Descubrí a Wagner relativamente tarde. Debuté como pianista a los 7 años, aunque por aquel entonces toda mi educación musical giraba alrededor del piano, el repertorio instrumental y sinfónico y la música de cámara. Cuando no ensayaba o daba conciertos, acudía a recitales y compraba entradas para ver a mis orquestas y cuartetos de cuerda favoritos. Rara vez pisaba la ópera. Cuando cumplí 9 años, mi familia, judía de origen ruso, se trasladó a Israel. El teatro de ópera de allí era más bien pobre en esos días, y Wagner no suscitaba ningún interés, por lo que no tuve contacto real con su música hasta mucho más tarde, ya a punto de cumplir los veinte años.
Antes de eso, me interesé mucho por el Wagner compositor a través de sus escritos teóricos sobre música y dirección. Me fascinaba la forma en que cada elemento podía ser analizado individualmente o bien como parte de una idea mayor, bien sobre el peso de la orquesta o la continuidad del sonido. De modo que mi primer contacto con sus óperas fue estrictamente musicológico, lejos de otro tipo de ideas. Debo decir que por aquel entonces no imaginaba que terminaría dirigiendo óperas ni era consciente de que todos esos escritos me ayudarían a comprender mejor lo que, años más tarde, se convertiría en vocación.
Con el tiempo fui consciente de la monstruosidad de sus textos e ideas antisemitas. Es un punto inevitable e injustificable de su biografía. Y debo reconocer que si alguien me concediera el deseo de pasar veinticuatro horas con algún gran compositor del pasado, Wagner nunca sería una opción. Me encantaría compartir un día con Mozart. Sería una experiencia divertida y edificante. No así con el Wagner “persona”, que me resulta absolutamente despreciable y que, en cierto sentido, es difícil de asociar a la música que escribió el Wagner “compositor”, impregnada de otras ideas y sentimientos, como la nobleza o la generosidad.

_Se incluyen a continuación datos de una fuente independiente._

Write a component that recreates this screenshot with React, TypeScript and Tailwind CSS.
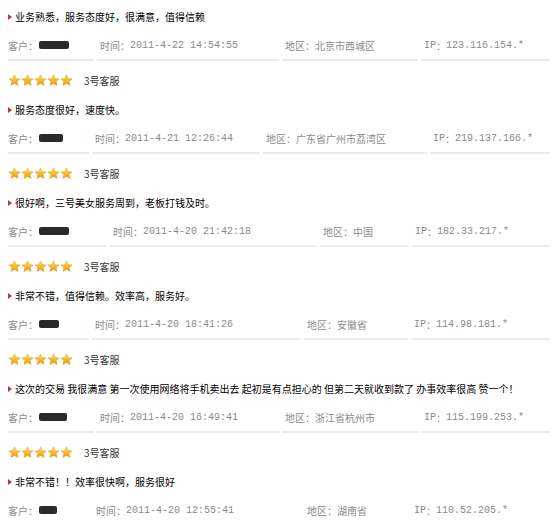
import React from "react";

type Block = {
  comment: string;
  nameW: number;
  time: string;
  region: string;
  ip: string;
  cols: [number, number, number];
  stars: boolean;
};

const blocks: Block[] = [
  { comment: "业务熟悉，服务态度好，很满意，值得信赖", nameW: 30, time: "2011-4-22 14:54:55", region: "北京市西城区", ip: "123.116.154.*", cols: [100, 285, 424], stars: false },
  { comment: "服务态度很好，速度快。", nameW: 24, time: "2011-4-21 12:26:44", region: "广东省广州市荔湾区", ip: "219.137.166.*", cols: [95, 266, 433], stars: true },
  { comment: "很好啊，三号美女服务周到，老板打钱及时。", nameW: 30, time: "2011-4-20 21:42:18", region: "中国", ip: "182.33.217.*", cols: [113, 323, 415], stars: true },
  { comment: "非常不错，值得信赖。效率高，服务好。", nameW: 20, time: "2011-4-20 18:41:26", region: "安徽省", ip: "114.98.181.*", cols: [95, 307, 414], stars: true },
  { comment: "这次的交易 我很满意 第一次使用网络将手机卖出去 起初是有点担心的 但第二天就收到款了 办事效率很高 赞一个！", nameW: 28, time: "2011-4-20 16:49:41", region: "浙江省杭州市", ip: "115.199.253.*", cols: [100, 285, 424], stars: true },
  { comment: "非常不错！！效率很快啊，服务很好", nameW: 18, time: "2011-4-20 12:55:41", region: "湖南省", ip: "110.52.205.*", cols: [96, 307, 414], stars: true },
];

const CJK = "font-['Noto_Sans_CJK_SC','Noto_Sans',sans-serif]";
const MONO = "font-['Liberation_Mono','DejaVu_Sans_Mono',monospace]";

function Star() {
  return (
    <svg width="13" height="13" viewBox="0 0 24 24">
      <defs>
        <linearGradient id="sg" x1="0" y1="0" x2="0" y2="1">
          <stop offset="0%" stopColor="#fde07a" />
          <stop offset="55%" stopColor="#f3b928" />
          <stop offset="100%" stopColor="#e09a12" />
        </linearGradient>
      </defs>
      <path
        d="M12 1.5l3.1 7 7.4.6-5.6 4.9 1.7 7.4L12 17.5l-6.6 3.9 1.7-7.4L1.5 9.1l7.4-.6z"
        fill="url(#sg)"
        stroke="#d8960e"
        strokeWidth="0.8"
        strokeLinejoin="round"
      />
    </svg>
  );
}

function Meta({ b }: { b: Block }) {
  const starts = [8, ...b.cols];
  const cells = [
    <>
      <span className={CJK}>客户：</span>
      <span className="inline-block h-[8px] bg-[#2a2a2a] rounded-[2px] blur-[0.7px] ml-[1px]" style={{ width: b.nameW }} />
    </>,
    <>
      <span className={CJK}>时间：</span>
      <span className={MONO}>{b.time}</span>
    </>,
    <span className={CJK}>地区：{b.region}</span>,
    <>
      <span className={MONO}>IP</span>
      <span className={CJK}>：</span>
      <span className={MONO}>{b.ip}</span>
    </>,
  ];
  return (
    <div className="flex h-[30px] pl-[8px] gap-[3px] text-[10px] text-[#8a8a8a]">
      {cells.map((c, i) => {
        const left = i === 0 ? 8 : starts[i] - 3;
        const right = i < 3 ? starts[i + 1] - 6 : 550;
        return (
          <div
            key={i}
            className={
              "flex items-center h-full border-b-2 border-[#ebebeb] whitespace-nowrap shrink-0 " +
              (i === 0 ? "pl-0" : "pl-[3px]")
            }
            style={{ width: right - left }}
          >
            {c}
          </div>
        );
      })}
    </div>
  );
}

function Comment({ text }: { text: string }) {
  return (
    <div className="flex items-center h-[29px] pl-[8px] whitespace-nowrap">
      <svg width="4" height="6" viewBox="0 0 4 6" className="mr-[3px] shrink-0">
        <path d="M0 0L4 3L0 6z" fill="#c0392b" />
      </svg>
      <span className={"text-[10px] text-black " + CJK}>{text}</span>
    </div>
  );
}

export default function App() {
  return (
    <div className="w-[554px] h-[520px] overflow-hidden bg-white pt-[2px] flex flex-col gap-[4px]">
      {blocks.map((b, i) => (
        <div key={i} className="flex flex-col">
          {b.stars && (
            <div className="flex items-center h-[30px] pl-[8px]">
              <div className="flex">
                <Star />
                <Star />
                <Star />
                <Star />
                <Star />
              </div>
              <span className={"ml-[11px] text-[10px] text-[#333] " + CJK}>3号客服</span>
            </div>
          )}
          <Comment text={b.comment} />
          <Meta b={b} />
        </div>
      ))}
    </div>
  );
}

En el cruce entre el Wagner “persona” y el Wagner “compositor” se ha desarrollado durante décadas el debate en torno a la supuesta amoralidad de su música. Es posible identificar en sus óperas una terminología de inspiración antisemita pero no podemos encontrar un solo personaje judío. No hay nada ni remotamente parecido al Shylock shakespeariano de El mercader de Venecia en las diez grandes óperas de Wagner. Por supuesto que uno puede intuir en el maléfico Mime de Sigfrido o el escribano Beckmesser de Los maestros cantores de Núremberg un perfil cercano al antisemitismo, de la misma manera que se puede convertir fácilmente El holandés errante en El judío errante, pero esa asociación de ideas sólo ocurre cuando nuestra imaginación entra en contacto y en contexto con ciertas ideas.
Por otro lado, hay que distinguir entre el Wagner antisemita y el uso que los nazis hicieron de algunas de sus composiciones. A lo largo de toda mi carrera, me he cruzado con no pocas personas que no pueden escuchar música de Wagner. En pleno debate sobre la idoneidad de interpretar a Wagner en Israel, una señora vino a verme a Tel Aviv y me dijo: “¿Cómo es posible que quieras dirigir esta música?”. La mujer había visto con sus propios ojos cómo se llevaban a miembros de su familia a las cámaras de gas al son de la obertura de Los maestros cantores. “¿Por qué debo escuchar esto?”, me increpó.
Mi respuesta fue simple: no hay ninguna razón por la que se deba escuchar nada. No creo que debamos forzar a nadie a enfrentarse a las óperas de Wagner. Pero el hecho de que su música haya inspirado sentimientos tan extremos, a favor y en contra, no nos exime de ciertas obligaciones cívicas. Es por eso que considero la Orquesta Diván Este-Oeste como una medicina alternativa. No tiene efectos inmediatos, pero termina funcionando.